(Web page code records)

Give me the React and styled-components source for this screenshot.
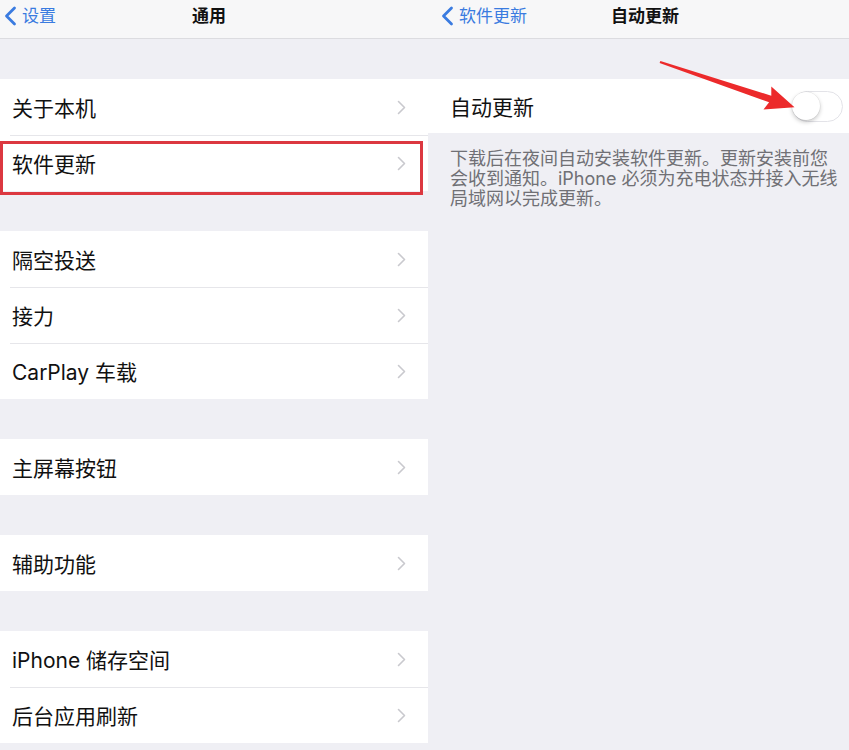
import React from 'react'
import styled, { createGlobalStyle } from 'styled-components'

const Global = createGlobalStyle`
  html, body {
    margin: 0;
    padding: 0;
    background: #efeff4;
  }
  body {
    font-family: "Inter", "Noto Sans CJK SC", sans-serif;
    -webkit-font-smoothing: antialiased;
  }
`

const leftGroups = [
  ['关于本机', '软件更新'],
  ['隔空投送', '接力', 'CarPlay 车载'],
  ['主屏幕按钮'],
  ['辅助功能'],
  ['iPhone 储存空间', '后台应用刷新'],
]

const Chevron = () => (
  <svg width="9" height="15" viewBox="0 0 9 15">
    <path d="M1.5 1.5 L7.5 7.5 L1.5 13.5" fill="none" stroke="#c9c9ce" strokeWidth="1.6" strokeLinecap="round" strokeLinejoin="round" />
  </svg>
)

const BackChevron = () => (
  <svg width="13" height="20" viewBox="0 0 13 20">
    <path d="M10.5 2 L2.5 10 L10.5 18" fill="none" stroke="#3a7be0" strokeWidth="2.8" strokeLinecap="round" strokeLinejoin="round" />
  </svg>
)

const App = () => {
  return (
    <>
      <Global />
      <Page>
        <Column>
          <NavBar $shift={-10}>
            <BackLink $inset={4}>
              <BackChevron />
              <span>设置</span>
            </BackLink>
            <Title>通用</Title>
            <span />
          </NavBar>
          <List>
            {leftGroups.map((group, gi) => (
              <Group key={gi}>
                {group.map((label, i) => (
                  <Row key={label} $divider={i > 0}>
                    <Label>{label}</Label>
                    <Chevron />
                    {label === '软件更新' && <Highlight />}
                  </Row>
                ))}
              </Group>
            ))}
          </List>
        </Column>

        <Column>
          <NavBar $shift={13}>
            <BackLink $inset={0}>
              <BackChevron />
              <span>软件更新</span>
            </BackLink>
            <Title>自动更新</Title>
            <span />
          </NavBar>
          <List>
            <Group>
              <Row $tight>
                <Label $indent={22}>自动更新</Label>
                <Switch>
                  <Knob />
                </Switch>
              </Row>
            </Group>
            <Footer>
              下载后在夜间自动安装软件更新。更新安装前您<br />
              会收到通知。iPhone 必须为充电状态并接入无线<br />
              局域网以完成更新。
            </Footer>
          </List>
        </Column>

        <Arrow viewBox="0 0 849 750" width="849" height="750">
          <polygon
            points="660.4,60.9 771.3,95.7 771.3,86.6 794.5,107.2 763.5,109.4 769.1,102.3 659.6,63.1"
            fill="#ec2a2b"
          />
        </Arrow>
      </Page>
    </>
  )
}

export default App

const Page = styled.div`
  position: relative;
  width: 849px;
  height: 750px;
  overflow: hidden;
  display: grid;
  grid-template-columns: 428px 1fr;
  background: #efeff4;
`

const Column = styled.div`
  display: flex;
  flex-direction: column;
  min-width: 0;
`

const NavBar = styled.div`
  height: 39px;
  box-sizing: border-box;
  padding-bottom: 6px;
  padding-left: ${p => (p.$shift > 0 ? p.$shift : 0)}px;
  padding-right: ${p => (p.$shift < 0 ? -p.$shift : 0)}px;
  display: grid;
  grid-template-columns: 1fr auto 1fr;
  align-items: center;
  background: #f7f7f8;
  border-bottom: 1px solid #dcdce0;
`

const BackLink = styled.div`
  display: flex;
  align-items: center;
  gap: 5px;
  padding-left: ${p => p.$inset}px;
  color: #3a7be0;
  font-size: 17px;
  span {
    line-height: 1;
  }
`

const Title = styled.div`
  font-size: 17px;
  font-weight: 700;
  color: #111;
  line-height: 1;
`

const List = styled.div`
  display: flex;
  flex-direction: column;
  gap: 40px;
  padding-top: 40px;
`

const Group = styled.div`
  background: #fff;
  display: flex;
  flex-direction: column;
`

const Row = styled.div`
  position: relative;
  height: ${p => (p.$tight ? 54 : 56)}px;
  display: flex;
  align-items: center;
  justify-content: space-between;
  padding-right: ${p => (p.$tight ? 6 : 22)}px;
  &::before {
    content: '';
    display: ${p => (p.$divider ? 'block' : 'none')};
    position: absolute;
    top: 0;
    left: 10px;
    right: 0;
    height: 1px;
    background: #e6e6ea;
  }
  svg {
    flex: none;
  }
`

const Label = styled.span`
  padding-left: ${p => p.$indent || 12}px;
  font-size: 21px;
  color: #111;
  white-space: nowrap;
`

const Highlight = styled.div`
  position: absolute;
  left: 0;
  right: 5px;
  top: 6px;
  bottom: -4px;
  border: 3px solid #dc3840;
  pointer-events: none;
`

const Switch = styled.div`
  width: 51px;
  height: 31px;
  box-sizing: border-box;
  border-radius: 16px;
  border: 1.5px solid #e3e3e8;
  background: #fff;
  position: relative;
`

const Knob = styled.div`
  position: absolute;
  left: -1px;
  top: 0px;
  width: 28px;
  height: 28px;
  border-radius: 50%;
  background: #fff;
  box-shadow: 0 2px 4px rgba(0, 0, 0, 0.22), 0 0 0 0.5px rgba(0, 0, 0, 0.08);
`

const Footer = styled.p`
  margin: -24px 0 0;
  padding-left: 22px;
  font-size: 18px;
  line-height: 20px;
  color: #707075;
  white-space: nowrap;
`

const Arrow = styled.svg`
  position: absolute;
  left: 0;
  top: 0;
  pointer-events: none;
`
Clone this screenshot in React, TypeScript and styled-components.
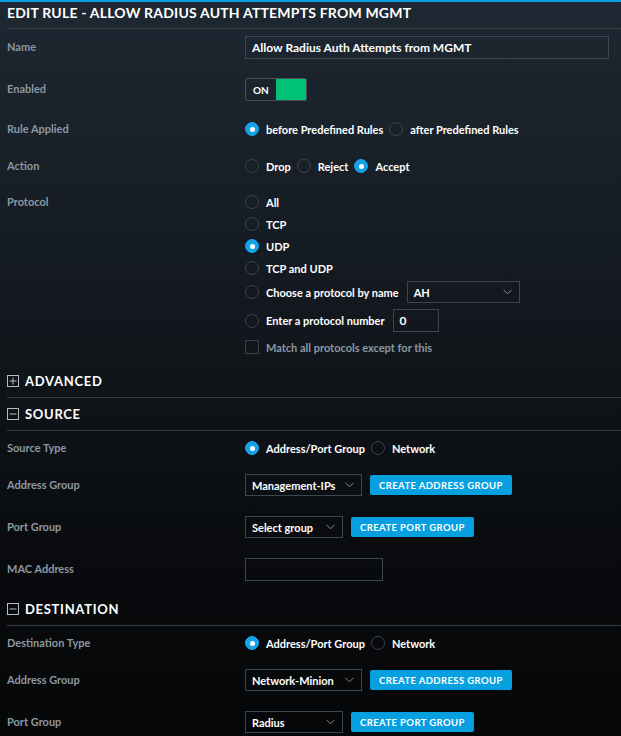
import React from "react";
import styled, { createGlobalStyle } from "styled-components";

const GlobalStyle = createGlobalStyle`
  html, body {
    margin: 0;
    padding: 0;
    height: 100%;
  }
  body {
    font-family: Lato, "Open Sans", sans-serif;
    background: #07080a;
  }
  #root {
    min-height: 100%;
  }
`;

const Page = styled.div`
  width: 621px;
  height: 736px;
  overflow: hidden;
  box-sizing: border-box;
  border-top: 2px solid #0a9ee0;
  background: linear-gradient(to bottom, #1e2832 0%, #12171d 45%, #090b0e 75%, #060708 100%);
  padding-left: 7px;
`;

const Title = styled.h1`
  box-sizing: border-box;
  margin: 0;
  height: 27px;
  padding-bottom: 5px;
  display: flex;
  align-items: center;
  border-bottom: 1px solid #3a444d;
  color: #ffffff;
  font-size: 14px;
  font-weight: 700;
  letter-spacing: 0.2px;
  text-transform: uppercase;
`;

const Row = styled.div<{ $top: number; $h?: number }>`
  display: flex;
  align-items: center;
  margin-top: ${(p) => p.$top}px;
  min-height: ${(p) => p.$h ?? 22}px;
`;

const Label = styled.div`
  width: 238px;
  flex-shrink: 0;
  color: #8c97a2;
  font-size: 11px;
  font-weight: 700;
  align-self: flex-start;
  line-height: 21px;
`;

const Field = styled.div`
  display: flex;
  align-items: center;
  gap: 8px;
`;

const TextInput = styled.div<{ $w: number; $size?: number }>`
  box-sizing: border-box;
  width: ${(p) => p.$w}px;
  height: 23px;
  border: 1px solid #3c464f;
  padding: 0 6px;
  display: flex;
  align-items: center;
  color: #fff;
  font-size: ${(p) => p.$size ?? 11}px;
  font-weight: 700;
`;

const Toggle = styled.div`
  box-sizing: border-box;
  width: 62px;
  height: 23px;
  border: 1px solid #46505a;
  border-radius: 2px;
  display: flex;
  overflow: hidden;
`;

const ToggleText = styled.div`
  flex: 1;
  display: flex;
  align-items: center;
  padding-left: 7px;
  color: #fff;
  font-size: 10px;
  font-weight: 700;
`;

const ToggleKnob = styled.div`
  width: 30px;
  background: #00c274;
`;

const RadioGroup = styled.div<{ $column?: boolean }>`
  display: flex;
  flex-direction: ${(p) => (p.$column ? "column" : "row")};
  align-items: ${(p) => (p.$column ? "flex-start" : "center")};
  gap: ${(p) => (p.$column ? 0 : 6)}px;
`;

const Option = styled.label<{ $pad?: number; $muted?: boolean }>`
  display: flex;
  align-items: center;
  gap: 7px;
  min-height: 22px;
  padding: ${(p) => p.$pad ?? 0}px 0;
  color: ${(p) => (p.$muted ? "#8c97a2" : "#ffffff")};
  font-size: 11px;
  font-weight: 700;
`;

const Radio = styled.span<{ $on?: boolean }>`
  box-sizing: border-box;
  width: 14px;
  height: 14px;
  border-radius: 50%;
  flex-shrink: 0;
  border: 1px solid ${(p) => (p.$on ? "#14a3e8" : "#3a434c")};
  background: ${(p) => (p.$on ? "#14a3e8" : "transparent")};
  display: flex;
  align-items: center;
  justify-content: center;

  &::after {
    content: "";
    display: ${(p) => (p.$on ? "block" : "none")};
    width: 5px;
    height: 5px;
    border-radius: 50%;
    background: #fff;
  }
`;

const Checkbox = styled.span`
  box-sizing: border-box;
  width: 14px;
  height: 14px;
  border: 1px solid #3a434c;
  border-radius: 1px;
  flex-shrink: 0;
`;

const Inline = styled.div`
  display: flex;
  align-items: center;
  gap: 8px;
`;

const Select = styled.div<{ $w: number }>`
  box-sizing: border-box;
  width: ${(p) => p.$w}px;
  height: 22px;
  border: 1px solid #3c464f;
  padding: 0 7px 0 6px;
  display: flex;
  align-items: center;
  justify-content: space-between;
  color: #fff;
  font-size: 11px;
  font-weight: 700;
`;

const Button = styled.button`
  height: 20px;
  border: none;
  border-radius: 2px;
  background: #06a0e0;
  color: #fff;
  font-family: inherit;
  font-size: 9.5px;
  font-weight: 700;
  letter-spacing: 0.4px;
  text-transform: uppercase;
  padding: 0 9px;
`;

const SectionHead = styled.div<{ $top: number }>`
  margin-top: ${(p) => p.$top}px;
  height: 32px;
  display: flex;
  align-items: center;
  gap: 6px;
  border-bottom: 1px solid #333c44;
  color: #fff;
  font-size: 13px;
  font-weight: 700;
  letter-spacing: 0.7px;
  text-transform: uppercase;
`;

const Chevron = () => (
  <svg width="9" height="6" viewBox="0 0 9 6">
    <path d="M0.5 0.8 L4.5 4.8 L8.5 0.8" fill="none" stroke="#8c97a2" strokeWidth="0.9" />
  </svg>
);

const BoxIcon = ({ plus }: { plus?: boolean }) => (
  <svg width="12" height="12" viewBox="0 0 12 12">
    <rect x="0.5" y="0.5" width="11" height="11" fill="none" stroke="#b4bcc4" strokeWidth="1" />
    <path d="M2.5 6 H9.5" stroke="#b4bcc4" strokeWidth="1" />
    {plus && <path d="M6 2.5 V9.5" stroke="#b4bcc4" strokeWidth="1" />}
  </svg>
);

const GroupRows = ({ address, port }: { address: string; port: string }) => (
  <>
    <Row $top={15}>
      <Label>Address Group</Label>
      <Field>
        <Select $w={117}>
          {address}
          <Chevron />
        </Select>
        <Button>Create Address Group</Button>
      </Field>
    </Row>
    <Row $top={20}>
      <Label>Port Group</Label>
      <Field>
        <Select $w={98}>
          {port}
          <Chevron />
        </Select>
        <Button>Create Port Group</Button>
      </Field>
    </Row>
  </>
);

export default function App() {
  return (
    <>
      <GlobalStyle />
      <Page>
        <Title>Edit Rule - Allow Radius Auth Attempts from MGMT</Title>

        <Row $top={7} $h={23}>
          <Label>Name</Label>
          <TextInput $w={364} $size={12}>Allow Radius Auth Attempts from MGMT</TextInput>
        </Row>

        <Row $top={19} $h={23}>
          <Label>Enabled</Label>
          <Toggle>
            <ToggleText>ON</ToggleText>
            <ToggleKnob />
          </Toggle>
        </Row>

        <Row $top={17}>
          <Label>Rule Applied</Label>
          <RadioGroup>
            <Option><Radio $on />before Predefined Rules</Option>
            <Option><Radio />after Predefined Rules</Option>
          </RadioGroup>
        </Row>

        <Row $top={15}>
          <Label>Action</Label>
          <RadioGroup>
            <Option><Radio />Drop</Option>
            <Option><Radio />Reject</Option>
            <Option><Radio $on />Accept</Option>
          </RadioGroup>
        </Row>

        <Row $top={14}>
          <Label>Protocol</Label>
          <RadioGroup $column>
            <Option><Radio />All</Option>
            <Option><Radio />TCP</Option>
            <Option><Radio $on />UDP</Option>
            <Option><Radio />TCP and UDP</Option>
            <Option $pad={2}>
              <Radio />
              <Inline>
                Choose a protocol by name
                <Select $w={113}>
                  AH
                  <Chevron />
                </Select>
              </Inline>
            </Option>
            <Option $pad={4}>
              <Radio />
              <Inline>
                Enter a protocol number
                <TextInput $w={46} $size={12}>0</TextInput>
              </Inline>
            </Option>
            <Option $muted><Checkbox />Match all protocols except for this</Option>
          </RadioGroup>
        </Row>

        <SectionHead $top={7}><BoxIcon plus />Advanced</SectionHead>
        <SectionHead $top={0}><BoxIcon />Source</SectionHead>

        <Row $top={6}>
          <Label>Source Type</Label>
          <RadioGroup>
            <Option><Radio $on />Address/Port Group</Option>
            <Option><Radio />Network</Option>
          </RadioGroup>
        </Row>
        <GroupRows address="Management-IPs" port="Select group" />
        <Row $top={20}>
          <Label>MAC Address</Label>
          <TextInput $w={138} />
        </Row>

        <SectionHead $top={12}><BoxIcon />Destination</SectionHead>

        <Row $top={6}>
          <Label>Destination Type</Label>
          <RadioGroup>
            <Option><Radio $on />Address/Port Group</Option>
            <Option><Radio />Network</Option>
          </RadioGroup>
        </Row>
        <GroupRows address="Network-Minion" port="Radius" />
      </Page>
    </>
  );
}
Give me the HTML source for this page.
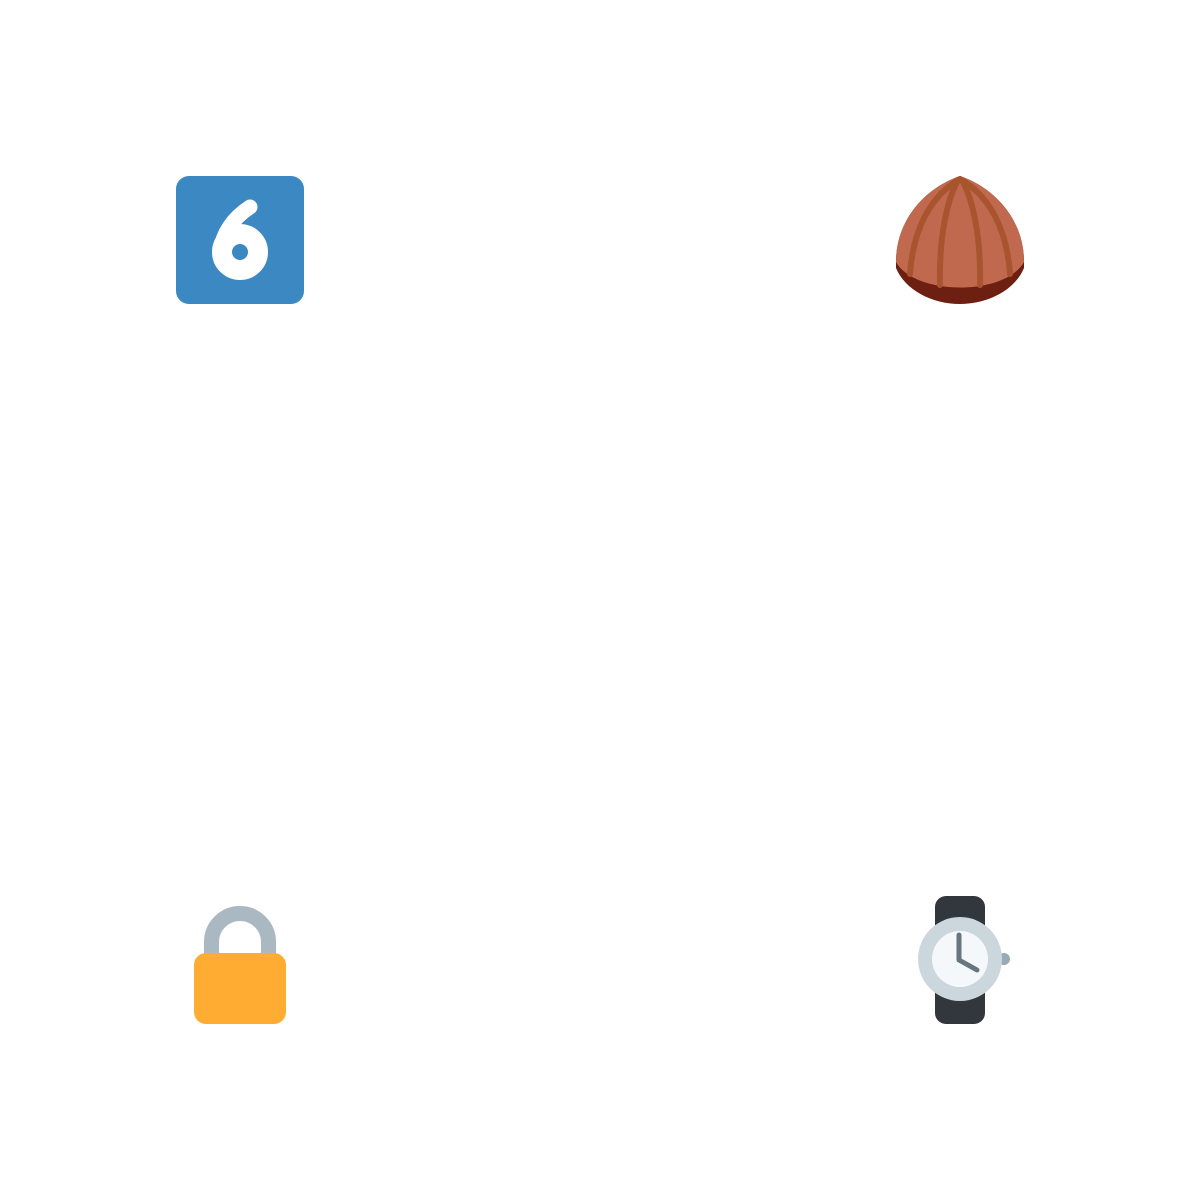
<!DOCTYPE html>
<html><head><style>html,body{margin:0;background:#fff;width:1200px;height:1200px;overflow:hidden}</style></head><body>
<svg width="1200" height="1200" viewBox="0 0 1200 1200" xmlns="http://www.w3.org/2000/svg">
<!-- keycap 6 -->
<rect x="176" y="176" width="128" height="128" rx="13" fill="#3B88C3"/>
<path d="M250 207 Q224 224 220 252" fill="none" stroke="#fff" stroke-width="15" stroke-linecap="round"/>
<circle cx="240" cy="252" r="18" fill="none" stroke="#fff" stroke-width="20"/>
<!-- chestnut -->
<path d="M960 176 C925 188 896 220 896 262 L896 268 C905 290 932 304 960 304 C988 304 1015 290 1024 268 L1024 262 C1024 220 995 188 960 176 Z" fill="#6D1F11"/>
<path d="M960 176 C925 188 896 220 896 262 C915 296 1005 296 1024 262 C1024 220 995 188 960 176 Z" fill="#C1694F"/>
<g fill="none" stroke="#A8552F" stroke-width="6" stroke-linecap="round">
<path d="M960 179 C930 196 913 230 910 274"/>
<path d="M958 180 C946 202 939 240 940 285"/>
<path d="M962 180 C974 202 981 240 980 285"/>
<path d="M960 179 C990 196 1007 230 1010 274"/>
</g>
<!-- lock -->
<path d="M211.5 960 V942 A28.5 28.5 0 0 1 268.5 942 V960" fill="none" stroke="#AAB8C2" stroke-width="15"/>
<rect x="194" y="953" width="92" height="71" rx="12" fill="#FFAC33"/>
<!-- watch -->
<rect x="935" y="896" width="50" height="128" rx="11" fill="#31373D"/>
<circle cx="1004" cy="959" r="6" fill="#99AAB5"/>
<circle cx="960" cy="959" r="42" fill="#CCD6DD"/>
<circle cx="960" cy="959" r="28" fill="#F5F8FA"/>
<path d="M959 935 V960 L977 970" fill="none" stroke="#67757F" stroke-width="5" stroke-linecap="round" stroke-linejoin="round"/>
</svg>
</body></html>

- [TASK INSTRUCTIONS] Copy out exactly the lines from the one with "Give me the HTML source for this page." through the end of the listing, both ends included, omitting any picture.

- [EXERCISE RESULT]
Give me the HTML source for this page.
<!DOCTYPE html>
<html><head><style>html,body{margin:0;background:#fff;width:1200px;height:1200px;overflow:hidden}</style></head><body>
<svg width="1200" height="1200" viewBox="0 0 1200 1200" xmlns="http://www.w3.org/2000/svg">
<!-- keycap 6 -->
<rect x="176" y="176" width="128" height="128" rx="13" fill="#3B88C3"/>
<path d="M250 207 Q224 224 220 252" fill="none" stroke="#fff" stroke-width="15" stroke-linecap="round"/>
<circle cx="240" cy="252" r="18" fill="none" stroke="#fff" stroke-width="20"/>
<!-- chestnut -->
<path d="M960 176 C925 188 896 220 896 262 L896 268 C905 290 932 304 960 304 C988 304 1015 290 1024 268 L1024 262 C1024 220 995 188 960 176 Z" fill="#6D1F11"/>
<path d="M960 176 C925 188 896 220 896 262 C915 296 1005 296 1024 262 C1024 220 995 188 960 176 Z" fill="#C1694F"/>
<g fill="none" stroke="#A8552F" stroke-width="6" stroke-linecap="round">
<path d="M960 179 C930 196 913 230 910 274"/>
<path d="M958 180 C946 202 939 240 940 285"/>
<path d="M962 180 C974 202 981 240 980 285"/>
<path d="M960 179 C990 196 1007 230 1010 274"/>
</g>
<!-- lock -->
<path d="M211.5 960 V942 A28.5 28.5 0 0 1 268.5 942 V960" fill="none" stroke="#AAB8C2" stroke-width="15"/>
<rect x="194" y="953" width="92" height="71" rx="12" fill="#FFAC33"/>
<!-- watch -->
<rect x="935" y="896" width="50" height="128" rx="11" fill="#31373D"/>
<circle cx="1004" cy="959" r="6" fill="#99AAB5"/>
<circle cx="960" cy="959" r="42" fill="#CCD6DD"/>
<circle cx="960" cy="959" r="28" fill="#F5F8FA"/>
<path d="M959 935 V960 L977 970" fill="none" stroke="#67757F" stroke-width="5" stroke-linecap="round" stroke-linejoin="round"/>
</svg>
</body></html>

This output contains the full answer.